Une année théâtrale faste
Par : Marie-Claude Lessard
Audace, originalité, vérité… Voilà comment décrire brièvement la scène théâtrale québécoise en 2016. Les reprises de grands classiques, notamment celle de Roméo et Juliette au TNM, ont séduit, à juste raison, le public et les journalistes, mais les œuvres de création ont encore plus marqué l’imaginaire. Voici un survol des pièces les plus mémorables.
3. Starshit de Julie Renault et Jonathan Caron (Théâtre d’Aujourd’hui)
La beauté de ce pastiche sur les multinationales comme Starbucks réside dans le fait que les auteurs ne font aucunement la morale aux spectateurs. Ils ne sermonnent pas leur public et n’encouragent pas le boycott complet des entreprises internationales. Ils proposent plutôt une pertinente sensibilisation au phénomène. En grossissant (à peine) le mode de vie prodigué dans – et par- ces établissements, les créateurs conscientisent les gens sur le véritable impact de ces emplois étudiants. Ces derniers ne changent pas le monde et ne le feront jamais. Cela peut paraître exagéré, mais quiconque ayant travaillé pour ces compagnies vous dira que ce n’est pas si loin de la réalité… Certes, il est louable qu’une entreprise désire être financièrement rentable, mais faire accroire qu’elle place tous les employés sur le même piédestal est tout simplement insultant et dégradant. Starshit démontre sans faille ce constat. À travers d’innocentes intrigues délicieusement rafraîchissantes entre collègues et des chicanes aux proportions démesurées, une chance que le personnage de Madonna incarne quelque peu la voix de la raison…
L’entrevue réalisée avec les auteurs
2. Pourquoi tu pleures…? de Christian Bégin (TNM)

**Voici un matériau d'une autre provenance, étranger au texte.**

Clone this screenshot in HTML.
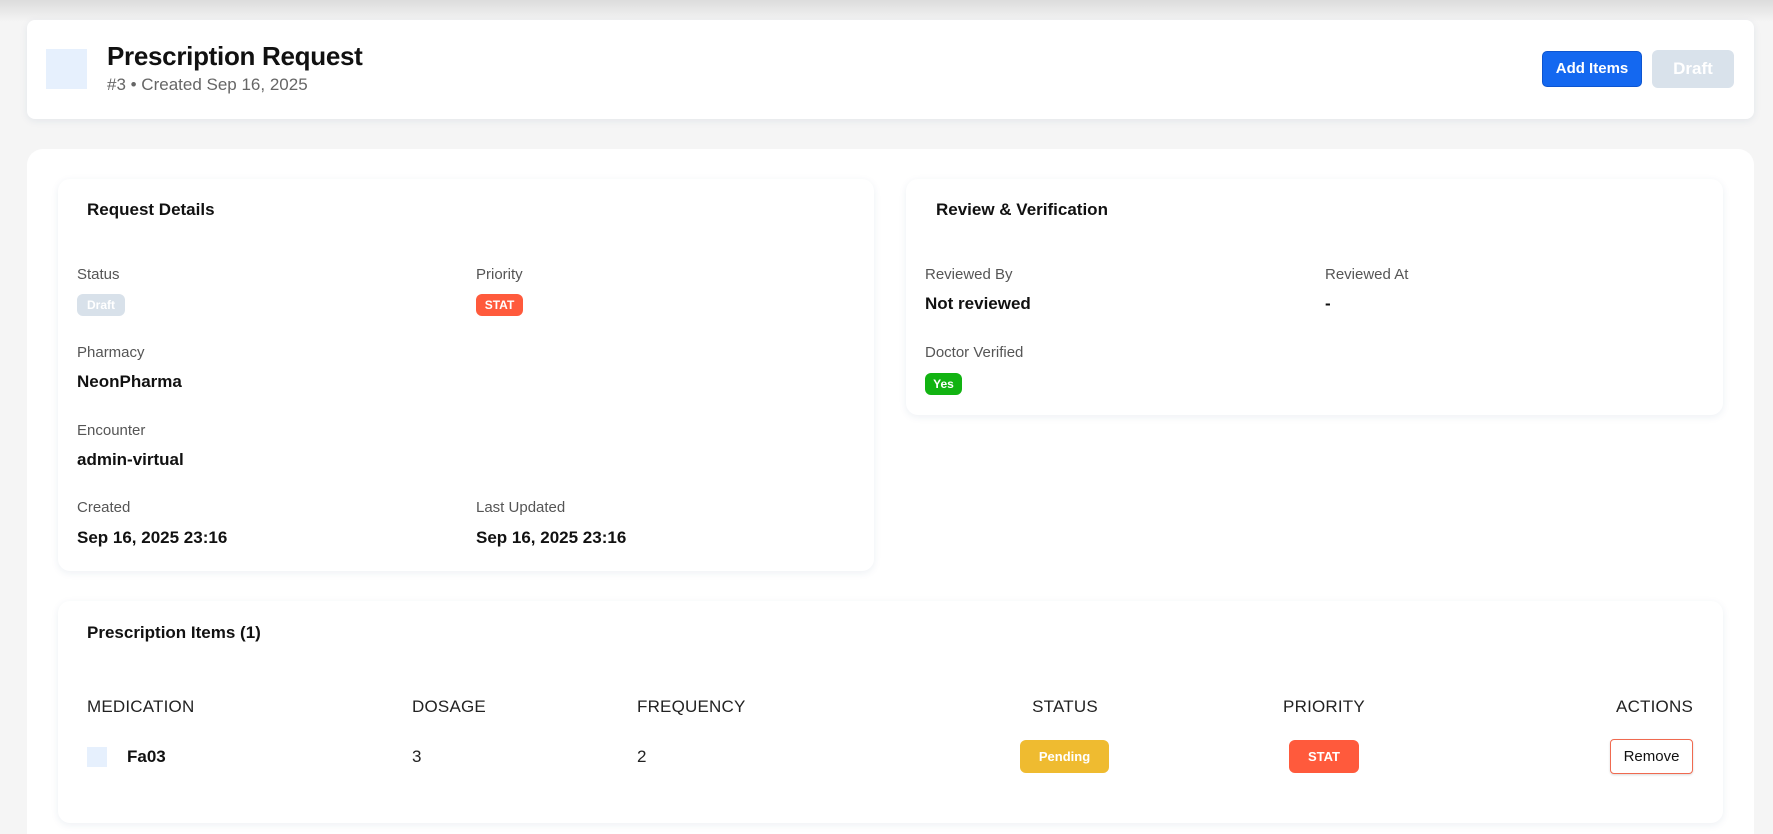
<!DOCTYPE html>
<html style="width:1773px;height:834px;overflow:hidden"><head><meta charset="utf-8"><style>
*{box-sizing:border-box;margin:0;padding:0}
body{width:1773px;height:834px;overflow:hidden;background:#f5f5f5;font-family:"Liberation Sans",Arial,sans-serif;color:#111;position:relative}
.topsh{position:absolute;left:0;top:0;width:1773px;height:22px;background:linear-gradient(#dcdcdc,#f5f5f5)}
.abs{position:absolute}
.card{position:absolute;background:#fff;border-radius:12px;box-shadow:0 2px 8px rgba(30,60,120,.08)}
.lbl{position:absolute;font-size:15px;color:#555}
.val{position:absolute;font-size:17px;font-weight:bold;color:#111}
.badge{position:absolute;height:22px;border-radius:6px;color:#fff;font-size:12px;font-weight:bold;text-align:center;line-height:22px}
.th{position:absolute;top:697px;font-size:17px;color:#222;letter-spacing:.2px}
.td{position:absolute;top:747px;font-size:17px;color:#222}
</style></head><body>
<div class="topsh"></div>
<div class="card" style="left:27px;top:20px;width:1727px;height:99px;border-radius:8px"></div>
<div class="abs" style="left:46px;top:49px;width:41px;height:40px;background:#e6f0fd"></div>
<div class="abs" style="left:107px;top:41px;font-size:26px;font-weight:bold;color:#111;letter-spacing:-0.3px">Prescription Request</div>
<div class="abs" style="left:107px;top:75px;font-size:17px;color:#666">#3 • Created Sep 16, 2025</div>
<div class="abs" style="left:1542px;top:51px;width:100px;height:36px;background:#1468f0;border:1px solid #0d55d0;border-radius:5px;color:#fff;font-size:15px;font-weight:bold;text-align:center;line-height:34px">Add Items</div>
<div class="abs" style="left:1652px;top:50px;width:82px;height:38px;background:#d9e2eb;border-radius:6px;color:#fff;font-size:17px;font-weight:bold;text-align:center;line-height:38px">Draft</div>

<div class="abs" style="left:27px;top:149px;width:1727px;height:685px;border-radius:16px 16px 0 0;background:#fff"></div>

<div class="card" style="left:58px;top:179px;width:816px;height:392px"></div>
<div class="abs" style="left:87px;top:200px;font-size:17px;font-weight:bold">Request Details</div>
<div class="lbl" style="left:77px;top:266px">Status</div>
<div class="badge" style="left:77px;top:294px;width:48px;background:#d8e1ea">Draft</div>
<div class="lbl" style="left:476px;top:266px">Priority</div>
<div class="badge" style="left:476px;top:294px;width:47px;background:#ff5a3c">STAT</div>
<div class="lbl" style="left:77px;top:344px">Pharmacy</div>
<div class="val" style="left:77px;top:372px">NeonPharma</div>
<div class="lbl" style="left:77px;top:422px">Encounter</div>
<div class="val" style="left:77px;top:450px">admin-virtual</div>
<div class="lbl" style="left:77px;top:499px">Created</div>
<div class="val" style="left:77px;top:528px">Sep 16, 2025 23:16</div>
<div class="lbl" style="left:476px;top:499px">Last Updated</div>
<div class="val" style="left:476px;top:528px">Sep 16, 2025 23:16</div>

<div class="card" style="left:906px;top:179px;width:817px;height:236px"></div>
<div class="abs" style="left:936px;top:200px;font-size:17px;font-weight:bold">Review &amp; Verification</div>
<div class="lbl" style="left:925px;top:266px">Reviewed By</div>
<div class="val" style="left:925px;top:294px">Not reviewed</div>
<div class="lbl" style="left:1325px;top:266px">Reviewed At</div>
<div class="val" style="left:1325px;top:294px">-</div>
<div class="lbl" style="left:925px;top:344px">Doctor Verified</div>
<div class="badge" style="left:925px;top:373px;width:37px;background:#12b312">Yes</div>

<div class="card" style="left:58px;top:601px;width:1665px;height:222px"></div>
<div class="abs" style="left:87px;top:623px;font-size:17px;font-weight:bold">Prescription Items (1)</div>
<div class="th" style="left:87px">MEDICATION</div>
<div class="th" style="left:412px">DOSAGE</div>
<div class="th" style="left:637px">FREQUENCY</div>
<div class="th" style="left:1005px;width:120px;text-align:center">STATUS</div>
<div class="th" style="left:1264px;width:120px;text-align:center">PRIORITY</div>
<div class="th" style="left:1553px;width:140px;text-align:right">ACTIONS</div>
<div class="abs" style="left:87px;top:747px;width:20px;height:20px;background:#e6f0fd"></div>
<div class="td" style="left:127px;font-weight:bold;color:#111">Fa03</div>
<div class="td" style="left:412px">3</div>
<div class="td" style="left:637px">2</div>
<div class="badge" style="left:1020px;top:740px;width:89px;height:33px;line-height:33px;background:#efbb30;border-radius:6px;font-size:13px">Pending</div>
<div class="badge" style="left:1289px;top:740px;width:70px;height:33px;line-height:33px;background:#ff5a3c;border-radius:6px;font-size:13px">STAT</div>
<div class="abs" style="left:1610px;top:739px;width:83px;height:35px;border:1px solid #f06a50;border-radius:4px;background:#fff;font-size:15px;color:#111;text-align:center;line-height:33px;box-shadow:0 1px 2px rgba(0,0,0,.15)">Remove</div>
</body></html>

Écrite par Christian Bégin, qui a bénéficié de la bourse d’écriture Jean-Louis Roux en automne 2015, Pourquoi tu pleures…? se déroule dans une splendide cour arrière signée Max Otto-Fauteux. Les enfants et la mère Bérubé (Sophie Clément) se réunissent pour connaître les dernières volontés de l’homme de la maison (Pierre Curzi). Ce dernier a tellement baigné dans les magouilles toute sa vie qu’il lègue rien de moins que plus de 5 millions à sa famille. La seule condition qu’il impose est l’interdiction de séparer l’alléchante somme de manière équitable.
Cette comédie grave réserve des répliques cinglantes et surprenantes. L’humour est parsemé avec parcimonie et rehausse habilement l’accessibilité du texte dense qui fait drôlement réfléchir. On sait tous que le Québec est corrompu. On sait tous que des choses sales se déroulent sous notre nez. On dit « on », mais ce « on » est plus égoïste que collectif. On sait tous qu’on se fait avoir, mais on se ferme les yeux. Comme les personnages se taisent sur les vérités qui doivent être révélées. Même si les dialogues se répètent un peu et qu’ils tournent les coins ronds sur certaines intrigues, il n’en demeure pas moins que cette pièce est un must, ne serait-ce que pour la complicité et les jeux parfaitement nuancés des comédiens.
1. Après de Serge Boucher (Théâtre d’Aujourd’hui)
©Centre du Théâtre d’Aujourd’hui
La plus récente pièce de Serge Boucher, qui a offert la magnifique série Feux cet automne, déroute, provoque et sème le doute en racontant une histoire fictive grandement inspirée de celle fort médiatisée de Guy Turcotte. Un homme accusé d’avoir assassiné ses enfants (Étienne Pilon) guérit les blessures de son suicide raté dans une chambre d’hôpital avec l’aide de l’infirmière Adèle (Maude Guérin).
Direct et œuvre de fiction à part entière, le texte joue finement avec les minces différences de significations entre comprendre, accepter et pardonner, sans pour autant avoir recours à d’interminables détours et complaisances. Aucune réponse, que des questions. Cette absence de parti pris accentue et nuance la portée du message véhiculé. La complexe relation entre Patrick et Adèle soulève des sentiments contradictoires qui plongent constamment les spectateurs dans un état conflictuel. Extrêmement bien développés et définis, les personnages deviennent rapidement attachants, spécialement Adèle. L’ambiguïté et la perversité malsaine des rapports entre le patient et l’infirmière sont magistralement interprétées par les deux comédiens. La simplicité désarmante de Maude Guérin hypnotise et impressionne. Étienne Pilon s’engage avec intensité dans ce rôle hautement risqué.